Photo courtesy of http://www.tabuk.gov.ph/

Modernization fortunately has touched our hometown.   Major roads were cemented but may be 80%, specially those roads to the barrios, are still full of rough patches and pot holes.  I wonder where the budgets for those roads had gone?   Businesses specially resorts and hotels are currently booming AND big names like Mercury and Monterey have set their space in our place and more will come :-).

Politics? Still dirty.  The people running our hometown and the whole of our province are the usual old names.  There are new ones I've never heard of before but they are just the same unscrupulous and corrupt individuals and families.  What's new?  My hometown is still part of the Philippines and dishonesty, selfishness, and corruptness have become common attributes of most politicians.

That's our hometown, Tabuk. My husband and I were born here, and so are our siblings.  We grew up here.

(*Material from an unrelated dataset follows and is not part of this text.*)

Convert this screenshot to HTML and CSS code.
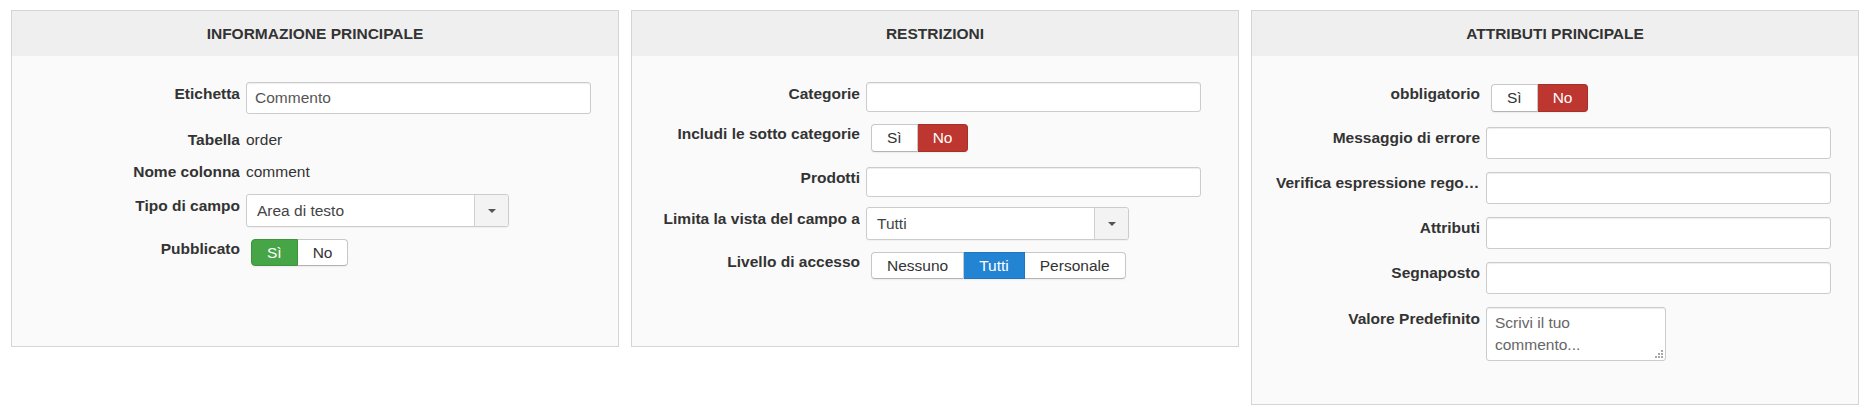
FILE: index.html
```
<!DOCTYPE html>
<html lang="it">
<head>
<meta charset="utf-8">
<title>Campo</title>
<link rel="stylesheet" href="styles.css">
</head>
<body>
<div class="page">
  <section class="panel panel-short">
    <h3 class="panel-title">INFORMAZIONE PRINCIPALE</h3>
    <div class="panel-body">
      <div class="row mb14">
        <div class="lbl">Etichetta</div>
        <input class="inp w345" type="text" value="Commento">
      </div>
      <div class="row mb8">
        <div class="lbl">Tabella</div>
        <div class="value">order</div>
      </div>
      <div class="row mb10">
        <div class="lbl">Nome colonna</div>
        <div class="value">comment</div>
      </div>
      <div class="row mb10">
        <div class="lbl">Tipo di campo</div>
        <div class="select"><span class="select-text">Area di testo</span><span class="select-arrow"><span class="caret"></span></span></div>
      </div>
      <div class="row">
        <div class="lbl">Pubblicato</div>
        <div class="toggle mt2 h27">
          <span class="seg seg-green">Sì</span><span class="seg">No</span>
        </div>
      </div>
    </div>
  </section>

  <section class="panel panel-short">
    <h3 class="panel-title">RESTRIZIONI</h3>
    <div class="panel-body">
      <div class="row mb10">
        <div class="lbl">Categorie</div>
        <input class="inp w335 h30" type="text">
      </div>
      <div class="row mb14">
        <div class="lbl">Includi le sotto categorie</div>
        <div class="toggle mt2 h28">
          <span class="seg">Sì</span><span class="seg seg-red">No</span>
        </div>
      </div>
      <div class="row mb10">
        <div class="lbl">Prodotti</div>
        <input class="inp w335 h30 mt1" type="text">
      </div>
      <div class="row mb10">
        <div class="lbl">Limita la vista del campo a</div>
        <div class="select"><span class="select-text">Tutti</span><span class="select-arrow"><span class="caret"></span></span></div>
      </div>
      <div class="row">
        <div class="lbl">Livello di accesso</div>
        <div class="toggle mt2 h27">
          <span class="seg">Nessuno</span><span class="seg seg-blue">Tutti</span><span class="seg">Personale</span>
        </div>
      </div>
    </div>
  </section>

  <section class="panel">
    <h3 class="panel-title">ATTRIBUTI PRINCIPALE</h3>
    <div class="panel-body body-pad">
      <div class="row mb14">
        <div class="lbl">obbligatorio</div>
        <div class="toggle mt2 h28">
          <span class="seg">Sì</span><span class="seg seg-red">No</span>
        </div>
      </div>
      <div class="row mb12">
        <div class="lbl">Messaggio di errore</div>
        <input class="inp w345 mt1" type="text">
      </div>
      <div class="row mb12">
        <div class="lbl">Verifica espressione regolare</div>
        <input class="inp w345 mt1" type="text">
      </div>
      <div class="row mb12">
        <div class="lbl">Attributi</div>
        <input class="inp w345 mt1" type="text">
      </div>
      <div class="row mb13">
        <div class="lbl">Segnaposto</div>
        <input class="inp w345 mt1" type="text">
      </div>
      <div class="row">
        <div class="lbl">Valore Predefinito</div>
        <div class="area-wrap">
          <textarea class="area" placeholder="Scrivi il tuo commento..."></textarea>
          <svg class="grip" width="8" height="8" viewBox="0 0 8 8" aria-hidden="true">
            <rect x="6" y="0" width="2" height="2"/>
            <rect x="3" y="3" width="2" height="2"/>
            <rect x="6" y="3" width="2" height="2"/>
            <rect x="0" y="6" width="2" height="2"/>
            <rect x="3" y="6" width="2" height="2"/>
            <rect x="6" y="6" width="2" height="2"/>
          </svg>
        </div>
      </div>
    </div>
  </section>
</div>
</body>
</html>
```
FILE: styles.css
```
html, body {
  margin: 0;
  background: #ffffff;
}

body {
  font-family: "Liberation Sans", Arial, Helvetica, sans-serif;
  font-size: 15.5px;
  color: #333333;
}

.page {
  display: flex;
  align-items: flex-start;
  gap: 12px;
  padding: 10px 0 0 11px;
}

.panel {
  width: 608px;
  box-sizing: border-box;
  border: 1px solid #d5d5d5;
  background: #fafafa;
  flex: none;
}

.panel-short {
  min-height: 337px;
}

.panel-title {
  margin: 0;
  height: 45px;
  line-height: 45px;
  background: #efefef;
  text-align: center;
  font-size: 15.5px;
  font-weight: bold;
  color: #333333;
}

.panel-body {
  padding: 26px 0 0 0;
}

.body-pad {
  padding-bottom: 43px;
}

.row {
  display: flex;
  align-items: flex-start;
}

.lbl {
  flex: none;
  width: 204px;
  margin-left: 24px;
  margin-right: 6px;
  text-align: right;
  font-weight: bold;
  line-height: 24px;
  white-space: nowrap;
  overflow: hidden;
  text-overflow: ellipsis;
  color: #333333;
}

.value {
  line-height: 24px;
  color: #333333;
}

.inp {
  display: block;
  height: 32px;
  box-sizing: border-box;
  border: 1px solid #cccccc;
  border-radius: 3px;
  background: #ffffff;
  padding: 0 8px;
  margin: 0;
  font: inherit;
  color: #555555;
  box-shadow: inset 0 1px 1px rgba(0, 0, 0, 0.075);
  outline: none;
}

.w345 { width: 345px; }
.w335 { width: 335px; }
.h30 { height: 30px; }

.select {
  display: flex;
  width: 263px;
  height: 33px;
  box-sizing: border-box;
  border: 1px solid #cccccc;
  border-radius: 3px;
  background: #ffffff;
  box-shadow: 0 1px 1px rgba(0, 0, 0, 0.04);
}

.select-text {
  flex: 1;
  padding-left: 10px;
  line-height: 31px;
  color: #444444;
}

.select-arrow {
  width: 33px;
  border-left: 1px solid #d0d0d0;
  background: #f3f3f3;
  border-radius: 0 3px 3px 0;
  display: flex;
  align-items: center;
  justify-content: center;
}

.caret {
  width: 0;
  height: 0;
  border-left: 4px solid transparent;
  border-right: 4px solid transparent;
  border-top: 4px solid #555555;
}

.toggle {
  display: flex;
  margin-left: 5px;
  border-radius: 4px;
  box-shadow: 0 1px 2px rgba(0, 0, 0, 0.06);
}

.h27 { height: 27px; }
.h28 { height: 28px; }

.seg {
  box-sizing: border-box;
  height: 100%;
  padding: 0 15px;
  display: flex;
  align-items: center;
  border: 1px solid #c8c8c8;
  border-bottom-color: #b3b3b3;
  background: #ffffff;
  color: #333333;
}

.seg + .seg {
  border-left: none;
}

.seg:first-child {
  border-radius: 4px 0 0 4px;
}

.seg:last-child {
  border-radius: 0 4px 4px 0;
}

.seg-green {
  background: #46a546;
  border-color: #3f933f;
  color: #ffffff;
}

.seg-red {
  background: #bd362f;
  border-color: #a5302a;
  color: #ffffff;
}

.seg-blue {
  background: #2384d3;
  border-color: #1f76bd;
  color: #ffffff;
}

.area-wrap {
  position: relative;
  width: 180px;
  height: 54px;
}

.area {
  display: block;
  width: 180px;
  height: 54px;
  box-sizing: border-box;
  border: 1px solid #cccccc;
  border-radius: 3px;
  background: #ffffff;
  padding: 4px 14px 4px 8px;
  margin: 0;
  font: inherit;
  line-height: 22px;
  color: #555555;
  box-shadow: inset 0 1px 1px rgba(0, 0, 0, 0.075);
  outline: none;
  overflow: hidden;
  resize: none;
}

.area::placeholder {
  color: #666666;
  opacity: 1;
}

.grip {
  position: absolute;
  right: 3px;
  bottom: 3px;
  fill: #a8a8a8;
}

/* spacing utilities (kept last so they win over component margins) */
.mb8 { margin-bottom: 8px; }
.mb10 { margin-bottom: 10px; }
.mb12 { margin-bottom: 12px; }
.mb13 { margin-bottom: 13px; }
.mb14 { margin-bottom: 14px; }
.mt1 { margin-top: 1px; }
.mt2 { margin-top: 2px; }
```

And we have known each other here.  BUT we hope we will not die here :-)  And like more than 50% of it's population, I am here only to visit and catch up with old friends.   I will be leaving again in a few weeks for better and greener opportunities overseas but we will always come back here for another vacation.  And while I am still here and before I leave to join my husband in the Middle East, we decided, actually, I decided, to feature dishes and delicacies cooked by folks living in our hometown.

Please check some of these recipes here :  Recipes from Tabuk, Kalinga



 © Fresha-licious (09October2012)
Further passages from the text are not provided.